** begin Data shown **

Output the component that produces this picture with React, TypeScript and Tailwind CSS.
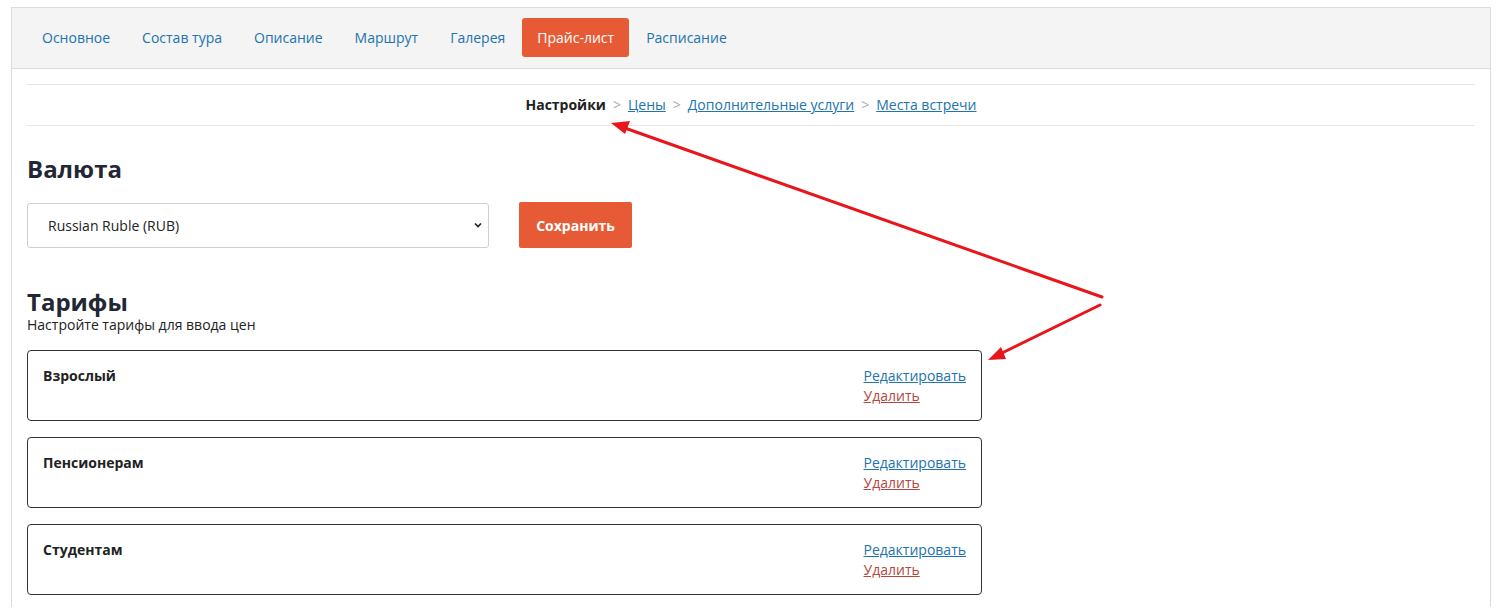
const tabs = ['Основное', 'Состав тура', 'Описание', 'Маршрут', 'Галерея', 'Прайс-лист', 'Расписание'];
const tariffs = ['Взрослый', 'Пенсионерам', 'Студентам'];

export default function App() {
  return (
    <div className="relative min-h-[608px] bg-white text-[#212529]" style={{ fontFamily: '"Open Sans", sans-serif' }}>
      <div className="ml-[11px] mt-[7px] w-[1480px] border-x border-t border-[#dcdcdc]">
        <div className="flex h-[61px] items-center gap-[2px] border-b border-[#dcdcdc] bg-[#f4f4f4] px-[15px] pb-[1px]">
          {tabs.map((t) => (
            <span
              key={t}
              className={
                t === 'Прайс-лист'
                  ? 'rounded-[3px] bg-[#e65b35] px-[15px] py-[9px] text-[14px] leading-[21px] text-white'
                  : 'px-[15px] py-[9px] text-[14px] leading-[21px] text-[#2173ad]'
              }
            >
              {t}
            </span>
          ))}
        </div>

        <div className="px-[15px] pt-[15px]">
          <div className="flex h-[42px] items-center justify-center gap-[7px] border-y border-[#e6e6e6] pb-[1px] text-[14px]">
            <span className="font-bold text-[#222]">Настройки</span>
            <span className="text-[#aaa]">&gt;</span>
            <a className="text-[#2173ad] underline">Цены</a>
            <span className="text-[#aaa]">&gt;</span>
            <a className="text-[#2173ad] underline">Дополнительные услуги</a>
            <span className="text-[#aaa]">&gt;</span>
            <a className="text-[#2173ad] underline">Места встречи</a>
          </div>

          <h2 className="mt-[27px] text-[24px] font-bold leading-[32px] text-[#222733]">Валюта</h2>
          <div className="mt-[17px] flex items-center gap-[30px]">
            <div className="flex h-[45px] w-[462px] items-center justify-between rounded-[3px] border border-[#cfcfcf] pl-[20px] pr-[4px] text-[14px] text-[#222]">
              <span>Russian Ruble (RUB)</span>
              <svg width="12" height="12" viewBox="0 0 12 12" fill="none" stroke="#222" strokeWidth="1.7">
                <path d="M3 4.5 6 7.5 9 4.5" />
              </svg>
            </div>
            <button className="h-[46px] w-[113px] rounded-[2px] bg-[#e65b35] text-[14px] font-bold text-white">Сохранить</button>
          </div>

          <h2 className="mt-[40px] text-[24px] font-bold leading-[27px] text-[#222733]">Тарифы</h2>
          <p className="text-[14px] leading-[20px] text-[#222]">Настройте тарифы для ввода цен</p>

          <div className="mt-[15px] flex w-[955px] flex-col gap-[16px] pb-[12px]">
            {tariffs.map((t) => (
              <div key={t} className="flex h-[71px] justify-between rounded-[4px] border border-[#333] px-[15px] pt-[15px]">
                <span className="text-[14px] font-bold leading-[20px] text-[#222]">{t}</span>
                <div className="flex flex-col text-[14px] leading-[20px]">
                  <a className="text-[#2173ad] underline">Редактировать</a>
                  <a className="text-[#b5473c] underline">Удалить</a>
                </div>
              </div>
            ))}
          </div>
        </div>
      </div>

      <svg className="pointer-events-none absolute left-0 top-0" width="1504" height="608">
        <g stroke="#e8151b" strokeWidth="3" strokeLinecap="round" fill="none">
          <path d="M1102 290 L622 120" />
          <path d="M1100 298 L998 348" />
        </g>
        <g fill="#e8151b">
          <path d="M611 116 L630 114 L625 127 Z" />
          <path d="M988 353 L1001 340 L1006 352 Z" />
        </g>
      </svg>
    </div>
  );
}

** end Data shown **

### What you need to do
Write out the listing word for word, omitting the pictures it holds.

### Answer to the exercise
Output the component that produces this picture with React, TypeScript and Tailwind CSS.
const tabs = ['Основное', 'Состав тура', 'Описание', 'Маршрут', 'Галерея', 'Прайс-лист', 'Расписание'];
const tariffs = ['Взрослый', 'Пенсионерам', 'Студентам'];

export default function App() {
  return (
    <div className="relative min-h-[608px] bg-white text-[#212529]" style={{ fontFamily: '"Open Sans", sans-serif' }}>
      <div className="ml-[11px] mt-[7px] w-[1480px] border-x border-t border-[#dcdcdc]">
        <div className="flex h-[61px] items-center gap-[2px] border-b border-[#dcdcdc] bg-[#f4f4f4] px-[15px] pb-[1px]">
          {tabs.map((t) => (
            <span
              key={t}
              className={
                t === 'Прайс-лист'
                  ? 'rounded-[3px] bg-[#e65b35] px-[15px] py-[9px] text-[14px] leading-[21px] text-white'
                  : 'px-[15px] py-[9px] text-[14px] leading-[21px] text-[#2173ad]'
              }
            >
              {t}
            </span>
          ))}
        </div>

        <div className="px-[15px] pt-[15px]">
          <div className="flex h-[42px] items-center justify-center gap-[7px] border-y border-[#e6e6e6] pb-[1px] text-[14px]">
            <span className="font-bold text-[#222]">Настройки</span>
            <span className="text-[#aaa]">&gt;</span>
            <a className="text-[#2173ad] underline">Цены</a>
            <span className="text-[#aaa]">&gt;</span>
            <a className="text-[#2173ad] underline">Дополнительные услуги</a>
            <span className="text-[#aaa]">&gt;</span>
            <a className="text-[#2173ad] underline">Места встречи</a>
          </div>

          <h2 className="mt-[27px] text-[24px] font-bold leading-[32px] text-[#222733]">Валюта</h2>
          <div className="mt-[17px] flex items-center gap-[30px]">
            <div className="flex h-[45px] w-[462px] items-center justify-between rounded-[3px] border border-[#cfcfcf] pl-[20px] pr-[4px] text-[14px] text-[#222]">
              <span>Russian Ruble (RUB)</span>
              <svg width="12" height="12" viewBox="0 0 12 12" fill="none" stroke="#222" strokeWidth="1.7">
                <path d="M3 4.5 6 7.5 9 4.5" />
              </svg>
            </div>
            <button className="h-[46px] w-[113px] rounded-[2px] bg-[#e65b35] text-[14px] font-bold text-white">Сохранить</button>
          </div>

          <h2 className="mt-[40px] text-[24px] font-bold leading-[27px] text-[#222733]">Тарифы</h2>
          <p className="text-[14px] leading-[20px] text-[#222]">Настройте тарифы для ввода цен</p>

          <div className="mt-[15px] flex w-[955px] flex-col gap-[16px] pb-[12px]">
            {tariffs.map((t) => (
              <div key={t} className="flex h-[71px] justify-between rounded-[4px] border border-[#333] px-[15px] pt-[15px]">
                <span className="text-[14px] font-bold leading-[20px] text-[#222]">{t}</span>
                <div className="flex flex-col text-[14px] leading-[20px]">
                  <a className="text-[#2173ad] underline">Редактировать</a>
                  <a className="text-[#b5473c] underline">Удалить</a>
                </div>
              </div>
            ))}
          </div>
        </div>
      </div>

      <svg className="pointer-events-none absolute left-0 top-0" width="1504" height="608">
        <g stroke="#e8151b" strokeWidth="3" strokeLinecap="round" fill="none">
          <path d="M1102 290 L622 120" />
          <path d="M1100 298 L998 348" />
        </g>
        <g fill="#e8151b">
          <path d="M611 116 L630 114 L625 127 Z" />
          <path d="M988 353 L1001 340 L1006 352 Z" />
        </g>
      </svg>
    </div>
  );
}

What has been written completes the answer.